Posted by  Janet Smart  on Creative Writing in the Blackberry Patch.


  1. Thanks, Janet, for your insights. I need to "fatten up" my MG manuscript!

    1. Good luck on your way to "fatten up" your manuscript.

  2. Sounds like you're well on the way to a beautifully polished story! :)

  3. I love the idea of being a skinny anything ;D but...maybe not a skinny writer...I don't know, it's hard to get away from my LOVE for certain seems ;D

    1. I know what you mean, Kim. I have a habit of using just and old a lot.
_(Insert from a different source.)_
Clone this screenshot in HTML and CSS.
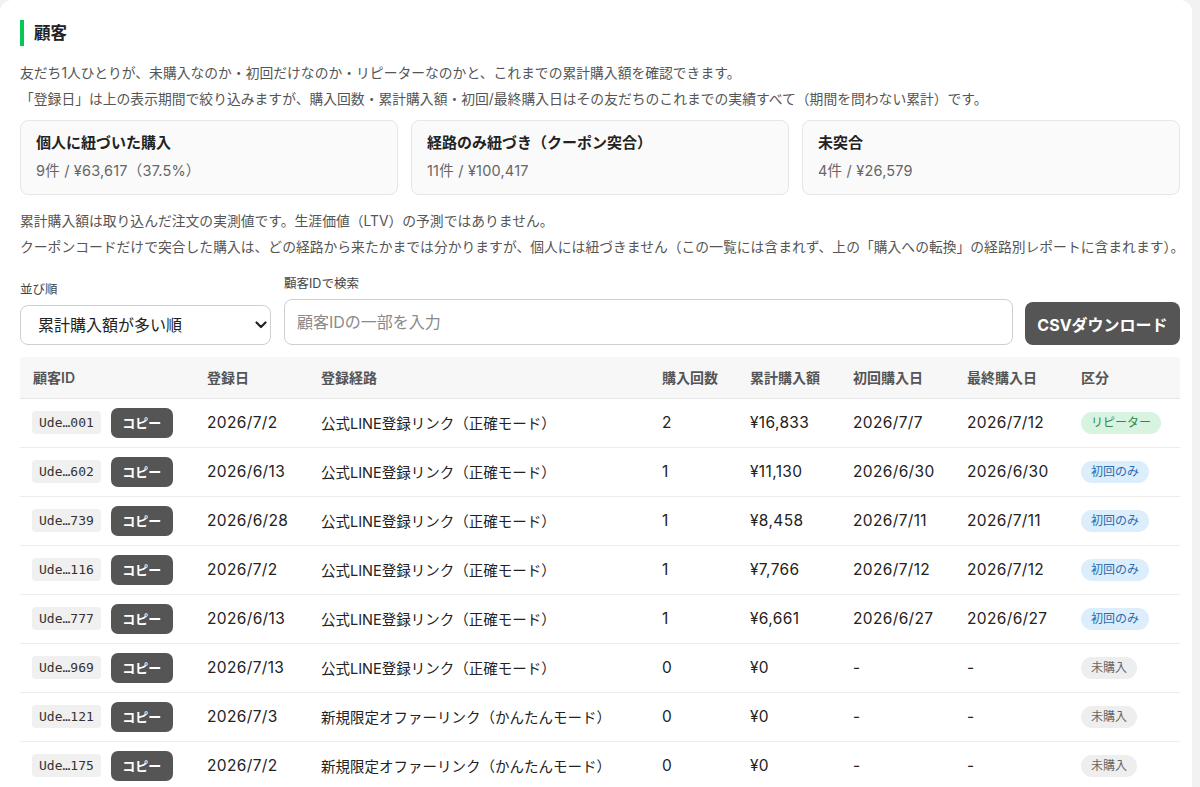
FILE: index.html
```html
<!DOCTYPE html>
<html lang="ja">
<head>
<meta charset="utf-8">
<title>顧客</title>
<link rel="stylesheet" href="styles.css">
</head>
<body>
<div class="panel">
  <h2 class="title">顧客</h2>
  <p class="desc">友だち1人ひとりが、未購入なのか・初回だけなのか・リピーターなのかと、これまでの累計購入額を確認できます。</p>
  <p class="desc">「登録日」は上の表示期間で絞り込みますが、購入回数・累計購入額・初回/最終購入日はその友だちのこれまでの実績すべて（期間を問わない累計）です。</p>

  <div class="cards">
    <div class="card">
      <div class="card-title">個人に紐づいた購入</div>
      <div class="card-value">9件 / ¥63,617（37.5%）</div>
    </div>
    <div class="card">
      <div class="card-title">経路のみ紐づき（クーポン突合）</div>
      <div class="card-value">11件 / ¥100,417</div>
    </div>
    <div class="card">
      <div class="card-title">未突合</div>
      <div class="card-value">4件 / ¥26,579</div>
    </div>
  </div>

  <p class="desc note-first">累計購入額は取り込んだ注文の実測値です。生涯価値（LTV）の予測ではありません。</p>
  <p class="desc">クーポンコードだけで突合した購入は、どの経路から来たかまでは分かりますが、個人には紐づきません（この一覧には含まれず、上の「購入への転換」の経路別レポートに含まれます）。</p>

  <div class="controls">
    <div class="field field-sort">
      <span class="field-label">並び順</span>
      <div class="select-wrap">
        <select class="select"><option>累計購入額が多い順</option></select>
        <svg class="chev" width="12" height="8" viewBox="0 0 12 8"><path d="M1.5 1.5 L6 6 L10.5 1.5" fill="none" stroke="#222" stroke-width="2.2" stroke-linecap="round" stroke-linejoin="round"/></svg>
      </div>
    </div>
    <div class="field field-search">
      <span class="field-label">顧客IDで検索</span>
      <input class="input" type="text" placeholder="顧客IDの一部を入力">
    </div>
    <button class="btn-csv" type="button">CSVダウンロード</button>
  </div>

  <table class="tbl">
    <colgroup>
      <col class="c1"><col class="c2"><col class="c3"><col class="c4"><col class="c5"><col class="c6"><col class="c7"><col class="c8">
    </colgroup>
    <thead>
      <tr><th>顧客ID</th><th>登録日</th><th>登録経路</th><th>購入回数</th><th>累計購入額</th><th>初回購入日</th><th>最終購入日</th><th>区分</th></tr>
    </thead>
    <tbody>
      <tr><td><div class="idcell"><span class="chip">Ude…001</span><button class="copy" type="button">コピー</button></div></td><td class="num">2026/7/2</td><td>公式LINE登録リンク（正確モード）</td><td class="num">2</td><td class="num">¥16,833</td><td class="num">2026/7/7</td><td class="num">2026/7/12</td><td><span class="badge badge-green">リピーター</span></td></tr>
      <tr><td><div class="idcell"><span class="chip">Ude…602</span><button class="copy" type="button">コピー</button></div></td><td class="num">2026/6/13</td><td>公式LINE登録リンク（正確モード）</td><td class="num">1</td><td class="num">¥11,130</td><td class="num">2026/6/30</td><td class="num">2026/6/30</td><td><span class="badge badge-blue">初回のみ</span></td></tr>
      <tr><td><div class="idcell"><span class="chip">Ude…739</span><button class="copy" type="button">コピー</button></div></td><td class="num">2026/6/28</td><td>公式LINE登録リンク（正確モード）</td><td class="num">1</td><td class="num">¥8,458</td><td class="num">2026/7/11</td><td class="num">2026/7/11</td><td><span class="badge badge-blue">初回のみ</span></td></tr>
      <tr><td><div class="idcell"><span class="chip">Ude…116</span><button class="copy" type="button">コピー</button></div></td><td class="num">2026/7/2</td><td>公式LINE登録リンク（正確モード）</td><td class="num">1</td><td class="num">¥7,766</td><td class="num">2026/7/12</td><td class="num">2026/7/12</td><td><span class="badge badge-blue">初回のみ</span></td></tr>
      <tr><td><div class="idcell"><span class="chip">Ude…777</span><button class="copy" type="button">コピー</button></div></td><td class="num">2026/6/13</td><td>公式LINE登録リンク（正確モード）</td><td class="num">1</td><td class="num">¥6,661</td><td class="num">2026/6/27</td><td class="num">2026/6/27</td><td><span class="badge badge-blue">初回のみ</span></td></tr>
      <tr><td><div class="idcell"><span class="chip">Ude…969</span><button class="copy" type="button">コピー</button></div></td><td class="num">2026/7/13</td><td>公式LINE登録リンク（正確モード）</td><td class="num">0</td><td class="num">¥0</td><td class="num">-</td><td class="num">-</td><td><span class="badge badge-gray">未購入</span></td></tr>
      <tr><td><div class="idcell"><span class="chip">Ude…121</span><button class="copy" type="button">コピー</button></div></td><td class="num">2026/7/3</td><td>新規限定オファーリンク（かんたんモード）</td><td class="num">0</td><td class="num">¥0</td><td class="num">-</td><td class="num">-</td><td><span class="badge badge-gray">未購入</span></td></tr>
      <tr><td><div class="idcell"><span class="chip">Ude…175</span><button class="copy" type="button">コピー</button></div></td><td class="num">2026/7/2</td><td>新規限定オファーリンク（かんたんモード）</td><td class="num">0</td><td class="num">¥0</td><td class="num">-</td><td class="num">-</td><td><span class="badge badge-gray">未購入</span></td></tr>
    </tbody>
  </table>
</div>
</body>
</html>
```

FILE: styles.css
```css
* { box-sizing: border-box; }
html, body { margin: 0; padding: 0; }
body {
  background: #f2f2f3;
  font-family: "Inter", "Noto Sans CJK JP", sans-serif;
  color: #222;
}
.panel {
  width: 1192px;
  background: #fff;
  border-radius: 12px;
  padding: 20px 12px 20px 20px;
}
.title {
  margin: 0;
  height: 26px;
  line-height: 26px;
  font-size: 16.5px;
  font-weight: 700;
  border-left: 4px solid #06c755;
  padding-left: 10px;
  color: #222;
}
.desc {
  margin: 0;
  font-size: 13.8px;
  line-height: 26px;
  color: #555;
  white-space: nowrap;
}
.title + .desc { margin-top: 14px; }
.cards {
  display: grid;
  grid-template-columns: repeat(3, 1fr);
  gap: 13px;
  margin-top: 8px;
  width: 1160px;
}
.card {
  background: #fafafa;
  border: 1px solid #e6e6e6;
  border-radius: 8px;
  padding: 11px 15px 12px;
  height: 75px;
}
.card-title {
  font-size: 15px;
  font-weight: 700;
  line-height: 22px;
  color: #222;
}
.card-value {
  margin-top: 6px;
  font-size: 14.5px;
  letter-spacing: 0.2px;
  line-height: 22px;
  color: #666;
}
.note-first { margin-top: 13px; }
.controls {
  display: flex;
  align-items: flex-end;
  gap: 12px;
  margin-top: 15px;
  width: 1160px;
}
.field { display: flex; flex-direction: column; }
.field-label {
  font-size: 12.5px;
  line-height: 18px;
  color: #444;
  margin-bottom: 6px;
}
.field-sort { width: 251px; }
.field-search { flex: 1; margin-left: 1px; }
.select-wrap { position: relative; }
.select {
  appearance: none;
  -webkit-appearance: none;
  width: 100%;
  height: 40px;
  border: 1px solid #cfcfcf;
  border-radius: 8px;
  background: #fff;
  font-family: inherit;
  font-size: 16px;
  color: #222;
  padding: 0 30px 0 17px;
}
.chev {
  position: absolute;
  right: 4px;
  top: 16px;
}
.input {
  height: 46px;
  border: 1px solid #cfcfcf;
  border-radius: 8px;
  background: #fff;
  font-family: inherit;
  font-size: 16px;
  padding: 0 12px;
  color: #222;
}
.input::placeholder { color: #8a8a8a; }
.btn-csv {
  flex: none;
  width: 155px;
  height: 43px;
  border: 0;
  border-radius: 8px;
  background: #555;
  color: #fff;
  font-family: inherit;
  font-size: 16px;
  font-weight: 700;
  padding: 0;
}
.tbl {
  margin-top: 12px;
  width: 1160px;
  border-collapse: collapse;
  table-layout: fixed;
}
.c1 { width: 174px; }
.c2 { width: 114px; }
.c3 { width: 341px; }
.c4 { width: 88px; }
.c5 { width: 103px; }
.c6 { width: 114px; }
.c7 { width: 114px; }
.c8 { width: 112px; }
.tbl th {
  background: #f7f7f8;
  height: 41px;
  text-align: left;
  font-size: 14px;
  font-weight: 600;
  color: #555;
  padding: 0 13px;
  border-bottom: 1px solid #e6e6e6;
}
.tbl td {
  height: 49px;
  padding: 0 13px;
  font-size: 14.5px;
  color: #222;
  border-bottom: 1px solid #ececec;
  white-space: nowrap;
  vertical-align: middle;
}
.tbl td.num {
  font-size: 15.5px;
  letter-spacing: 0.35px;
}
.idcell {
  display: flex;
  align-items: center;
  gap: 10px;
  margin-left: -1px;
}
.chip {
  font-family: "DejaVu Sans Mono", monospace;
  font-size: 13px;
  line-height: 23px;
  height: 23px;
  padding: 0 7px;
  background: #f0f0f0;
  border-radius: 4px;
  color: #333;
}
.copy {
  height: 30px;
  width: 62px;
  border: 0;
  border-radius: 7px;
  background: #555;
  color: #fff;
  font-family: inherit;
  font-size: 13px;
  font-weight: 700;
  padding: 0;
}
.badge {
  display: inline-block;
  height: 22px;
  line-height: 22px;
  padding: 0 10px;
  border-radius: 11px;
  font-size: 12px;
}
.badge-green { background: #d9f3e1; color: #2f8a4c; }
.badge-blue { background: #dcedfb; color: #2b6cb0; }
.badge-gray { background: #eeeeee; color: #666; }
```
  4. What you wrote is so true Janet. We have to keep cutting the fat and then adding things that keep our readers jumping and waiting for our next sentence!
    I've been at a standstill this summer. I've helped plan a family reunion for Aug 3 and our daughter and her family are due here this evening from near Boston. We'll have a hectic few days then off to the reunion. I'm sure I'll be exhausted when it's over. My plan is to start fresh in Sept. Keep up the good work! B

  5. You are so right. I've been working on my MG manuscript for about 5 years now. It started pretty low like below 10K and now? I have a 30K words manuscript and I'm still revising it.


    1. That's great, good for you! Keep up the revising.